His first love, though, is hockey. Before he even started anything artistic, Murto had aspirations to become a professional hockey player. Now he plays on a recreational team but he doesn’t mind because “these days it’s not that serious.” Nevertheless, he loves a good game.

Murto saves all of that seriousness for becoming a better artist, something that he aspires to do for the rest of his life. One of the things he wishes to learn is the art of drawing more photo-realistically. He loves photography and, as one can tell, his art relies heavily on photos. Additionally, much of his work contains animal themes because as he explains, “I think that it will make the works more interesting when there is some kind of organic figure mixed with crazy stuff. I really want to use photos; I think that they are an important part of my work.” This was the case with one of his favorite projects for which he was the art director: a tiger-themed CD cover for a band called Automatic eye.

Always being open to learning something new is one of the most important lessons that Murto has learned so far. He spent 11 years perfecting his ice hockey game and his design and illustrations will no doubt receive the same level of dedication.

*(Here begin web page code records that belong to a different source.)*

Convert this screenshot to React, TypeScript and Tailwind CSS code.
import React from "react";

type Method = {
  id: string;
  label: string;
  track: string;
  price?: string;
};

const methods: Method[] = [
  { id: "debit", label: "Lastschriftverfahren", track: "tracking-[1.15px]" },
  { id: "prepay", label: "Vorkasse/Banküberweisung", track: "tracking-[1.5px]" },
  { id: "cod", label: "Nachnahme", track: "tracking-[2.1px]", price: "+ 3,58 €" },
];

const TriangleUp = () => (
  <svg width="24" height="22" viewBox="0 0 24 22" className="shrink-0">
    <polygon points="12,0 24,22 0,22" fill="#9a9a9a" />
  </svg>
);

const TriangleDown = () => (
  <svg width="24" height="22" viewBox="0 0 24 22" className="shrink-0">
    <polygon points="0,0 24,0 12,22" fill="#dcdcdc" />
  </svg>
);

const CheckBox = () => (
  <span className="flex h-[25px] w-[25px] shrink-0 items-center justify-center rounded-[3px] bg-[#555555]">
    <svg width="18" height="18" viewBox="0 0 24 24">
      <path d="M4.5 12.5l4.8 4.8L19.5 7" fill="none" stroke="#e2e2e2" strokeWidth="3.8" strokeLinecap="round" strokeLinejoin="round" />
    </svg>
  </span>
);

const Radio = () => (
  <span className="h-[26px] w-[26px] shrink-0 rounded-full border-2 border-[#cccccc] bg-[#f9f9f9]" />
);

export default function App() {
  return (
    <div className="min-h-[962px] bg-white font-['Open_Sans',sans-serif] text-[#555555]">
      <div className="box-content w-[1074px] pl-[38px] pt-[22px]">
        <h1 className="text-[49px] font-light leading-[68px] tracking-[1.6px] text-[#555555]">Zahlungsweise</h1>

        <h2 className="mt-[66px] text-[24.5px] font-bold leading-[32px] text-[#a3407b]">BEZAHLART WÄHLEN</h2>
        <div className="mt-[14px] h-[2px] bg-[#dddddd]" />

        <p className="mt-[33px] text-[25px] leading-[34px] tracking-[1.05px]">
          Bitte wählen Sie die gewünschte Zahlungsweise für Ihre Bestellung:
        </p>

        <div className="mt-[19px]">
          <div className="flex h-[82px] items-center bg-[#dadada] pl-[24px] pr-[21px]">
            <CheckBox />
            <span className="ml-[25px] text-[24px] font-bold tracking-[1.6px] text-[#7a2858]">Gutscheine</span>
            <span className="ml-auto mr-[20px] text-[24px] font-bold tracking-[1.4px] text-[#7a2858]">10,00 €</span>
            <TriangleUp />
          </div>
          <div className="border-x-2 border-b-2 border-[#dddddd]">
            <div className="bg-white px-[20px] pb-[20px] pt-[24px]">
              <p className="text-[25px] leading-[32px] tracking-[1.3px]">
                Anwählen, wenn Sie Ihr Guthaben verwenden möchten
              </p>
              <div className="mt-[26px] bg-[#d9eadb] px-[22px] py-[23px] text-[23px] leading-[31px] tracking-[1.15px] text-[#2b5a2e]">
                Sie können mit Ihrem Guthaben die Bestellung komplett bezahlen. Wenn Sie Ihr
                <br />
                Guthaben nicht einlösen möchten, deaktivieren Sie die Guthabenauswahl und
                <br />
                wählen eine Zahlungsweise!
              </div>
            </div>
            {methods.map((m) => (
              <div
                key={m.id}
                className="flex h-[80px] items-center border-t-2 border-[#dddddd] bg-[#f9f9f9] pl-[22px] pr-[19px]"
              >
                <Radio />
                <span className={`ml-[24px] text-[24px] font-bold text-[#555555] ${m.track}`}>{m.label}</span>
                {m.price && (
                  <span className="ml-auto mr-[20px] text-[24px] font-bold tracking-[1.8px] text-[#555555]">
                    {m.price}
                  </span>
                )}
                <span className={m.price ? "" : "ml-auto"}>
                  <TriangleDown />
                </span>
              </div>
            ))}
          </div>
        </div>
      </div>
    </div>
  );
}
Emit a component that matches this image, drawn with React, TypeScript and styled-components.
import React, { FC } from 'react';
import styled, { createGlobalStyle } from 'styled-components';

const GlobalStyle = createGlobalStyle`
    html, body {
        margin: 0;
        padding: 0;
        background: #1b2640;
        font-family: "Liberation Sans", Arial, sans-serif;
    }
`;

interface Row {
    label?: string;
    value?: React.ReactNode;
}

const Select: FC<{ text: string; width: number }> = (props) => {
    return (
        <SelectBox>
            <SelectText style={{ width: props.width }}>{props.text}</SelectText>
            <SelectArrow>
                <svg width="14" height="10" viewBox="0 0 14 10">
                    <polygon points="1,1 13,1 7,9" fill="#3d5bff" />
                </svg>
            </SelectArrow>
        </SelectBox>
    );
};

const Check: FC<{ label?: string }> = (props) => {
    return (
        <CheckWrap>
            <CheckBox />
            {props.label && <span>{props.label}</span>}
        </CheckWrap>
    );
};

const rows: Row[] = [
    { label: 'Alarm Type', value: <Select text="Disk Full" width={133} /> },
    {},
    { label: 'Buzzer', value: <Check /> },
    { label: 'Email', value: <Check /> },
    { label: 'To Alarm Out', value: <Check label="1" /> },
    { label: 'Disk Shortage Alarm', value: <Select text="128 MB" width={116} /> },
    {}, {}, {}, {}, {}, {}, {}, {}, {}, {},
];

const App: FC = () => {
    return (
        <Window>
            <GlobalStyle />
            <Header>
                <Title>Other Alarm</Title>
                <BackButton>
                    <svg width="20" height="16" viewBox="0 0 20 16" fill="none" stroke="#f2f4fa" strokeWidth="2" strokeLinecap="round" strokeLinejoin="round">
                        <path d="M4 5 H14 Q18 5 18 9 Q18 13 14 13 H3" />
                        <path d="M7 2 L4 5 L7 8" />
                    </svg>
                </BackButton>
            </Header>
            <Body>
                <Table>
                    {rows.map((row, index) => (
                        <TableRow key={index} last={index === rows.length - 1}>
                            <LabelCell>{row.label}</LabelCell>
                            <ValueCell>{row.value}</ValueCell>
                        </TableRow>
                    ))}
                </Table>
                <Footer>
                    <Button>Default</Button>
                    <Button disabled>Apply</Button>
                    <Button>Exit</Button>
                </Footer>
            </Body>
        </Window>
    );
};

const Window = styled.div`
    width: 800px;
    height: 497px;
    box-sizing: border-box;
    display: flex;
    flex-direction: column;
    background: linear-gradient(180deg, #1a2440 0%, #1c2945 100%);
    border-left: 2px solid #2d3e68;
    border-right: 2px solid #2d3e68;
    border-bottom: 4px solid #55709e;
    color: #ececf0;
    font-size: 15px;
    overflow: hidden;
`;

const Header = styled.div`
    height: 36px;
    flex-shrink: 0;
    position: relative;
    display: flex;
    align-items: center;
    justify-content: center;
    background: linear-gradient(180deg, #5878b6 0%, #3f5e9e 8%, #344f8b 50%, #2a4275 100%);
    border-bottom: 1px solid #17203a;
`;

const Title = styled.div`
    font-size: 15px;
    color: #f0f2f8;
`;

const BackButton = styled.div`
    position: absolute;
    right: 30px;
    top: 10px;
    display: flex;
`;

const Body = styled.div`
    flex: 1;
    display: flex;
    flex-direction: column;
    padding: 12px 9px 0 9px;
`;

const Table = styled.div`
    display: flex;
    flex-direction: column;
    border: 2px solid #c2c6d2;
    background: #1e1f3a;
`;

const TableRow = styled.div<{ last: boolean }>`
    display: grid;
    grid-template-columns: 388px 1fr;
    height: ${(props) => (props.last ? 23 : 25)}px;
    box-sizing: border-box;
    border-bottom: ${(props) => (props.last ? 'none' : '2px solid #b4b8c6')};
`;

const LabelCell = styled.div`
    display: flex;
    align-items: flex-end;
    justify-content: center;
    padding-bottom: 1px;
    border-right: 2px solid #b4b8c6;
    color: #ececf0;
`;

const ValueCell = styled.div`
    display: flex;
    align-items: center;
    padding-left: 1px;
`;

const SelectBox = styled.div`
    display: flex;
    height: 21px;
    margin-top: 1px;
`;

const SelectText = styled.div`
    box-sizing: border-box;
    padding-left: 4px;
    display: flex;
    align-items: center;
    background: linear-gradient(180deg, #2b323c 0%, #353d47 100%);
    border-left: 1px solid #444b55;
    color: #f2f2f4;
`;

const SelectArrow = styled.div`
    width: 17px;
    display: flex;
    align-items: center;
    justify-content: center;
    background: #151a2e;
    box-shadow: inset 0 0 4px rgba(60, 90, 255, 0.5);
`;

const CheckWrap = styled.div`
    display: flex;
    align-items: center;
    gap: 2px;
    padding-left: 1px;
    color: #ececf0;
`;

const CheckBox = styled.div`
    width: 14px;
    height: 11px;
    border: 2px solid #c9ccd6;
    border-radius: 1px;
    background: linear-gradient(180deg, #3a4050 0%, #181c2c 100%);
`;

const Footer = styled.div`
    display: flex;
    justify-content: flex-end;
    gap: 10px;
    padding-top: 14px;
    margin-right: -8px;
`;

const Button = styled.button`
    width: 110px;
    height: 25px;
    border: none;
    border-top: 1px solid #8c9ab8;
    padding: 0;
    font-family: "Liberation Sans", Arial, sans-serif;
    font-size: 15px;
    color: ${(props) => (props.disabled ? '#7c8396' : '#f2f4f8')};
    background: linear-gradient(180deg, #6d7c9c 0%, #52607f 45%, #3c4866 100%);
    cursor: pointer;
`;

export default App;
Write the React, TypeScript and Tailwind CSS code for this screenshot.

The best part is that I can [make] my living by doing what I love!

Patience is a Virtue

Like many newbie freelancers, Murto found that he rushed many of his personal projects and they rarely turned out the way that he had hoped. “In my opinion patience is pretty much the keyword in this industry; you don’t learn stuff from one sitting. It comes to you when you have time and patience to experiment and work, work, work.”

That patience is evident in the fact that Murto’s work process has him starting from scratch each time, something that is common for many designers. “I take a pen and I print the brief. I start underline things and sketching. That’s about it. I get some kind of an idea going on in the paper and then I start doing [the] first mockup with [a] computer.” Saying that simplifies his process, though. In fact, the sketching step can last a while. “I sketch, sketch, sketch, twist, try, reform, duplicate and there is one point when I see that “ah, this is starting to look right!” It’s at that point that the creation moves onto the computer where it is further transformed using mostly Illustrator, PhotoShop and InDesign.

With life lessons comes a professional maturity that Murto has achieved in the few years that he’s been out in the design world. While he always enjoys some good competition on the ice, he recognizes his limitations and won’t hesitate to pass a project request off to an artist who is better suited for that job. He understands that trust and communication between himself and his clients are things that will go a long way to producing work that both client and artist are proud of. He isn’t exempt from frustrations, however. One of his biggest challenges is when there are too many people involved in a project and too many opinions that lead to the entire project being chaotic and generally “bad.” But, as always, Murto chalks that up to part of the game, so to speak. “But that’s life and part of this job,” he says.

Murto finds inspiration from a variety of places. “Everywhere” in fact. “[It] could be a cool movie (“Napoleon Dynamite -so funny”), awesome songs, a great piece of art, annoying people, funny people, nature.... Pretty much everything around me.” Communication is also a source of inspiration for Murto: “When the project goes well and everything works well together and the communication between our team (or me) and the client is working, the outcome usually is something great. That is also really inspiring.”

Support System

Despite his full workload, Murto finds time to relax with his loved ones. His “awesome” family consists of his very supportive parents and a sister with whom he is very close. They all have been extremely supportive in whatever endeavors Murto has taken on, whether it was of the creative sort (his mom is very creative) or of the athletic sort (his dad devoted a lot of time to his love of ice hockey.) They are very proud of everything that their talented son has achieved in such a short time. “They are happy that I got into design and art so [heavily] and found something [that] I am really passionate about.” They are no doubt pleased that he found ice hockey at an early age as well since Murto describes himself as “a bit shy with people I didn’t know really well. But really loud with the people I knew... I had [a lot of] energy going on, that’s for sure!” That energy that was once used to outsmart the other team and score goals on the ice is now put into achieving his goal of artistic success. And this time there is no defensive line stopping him.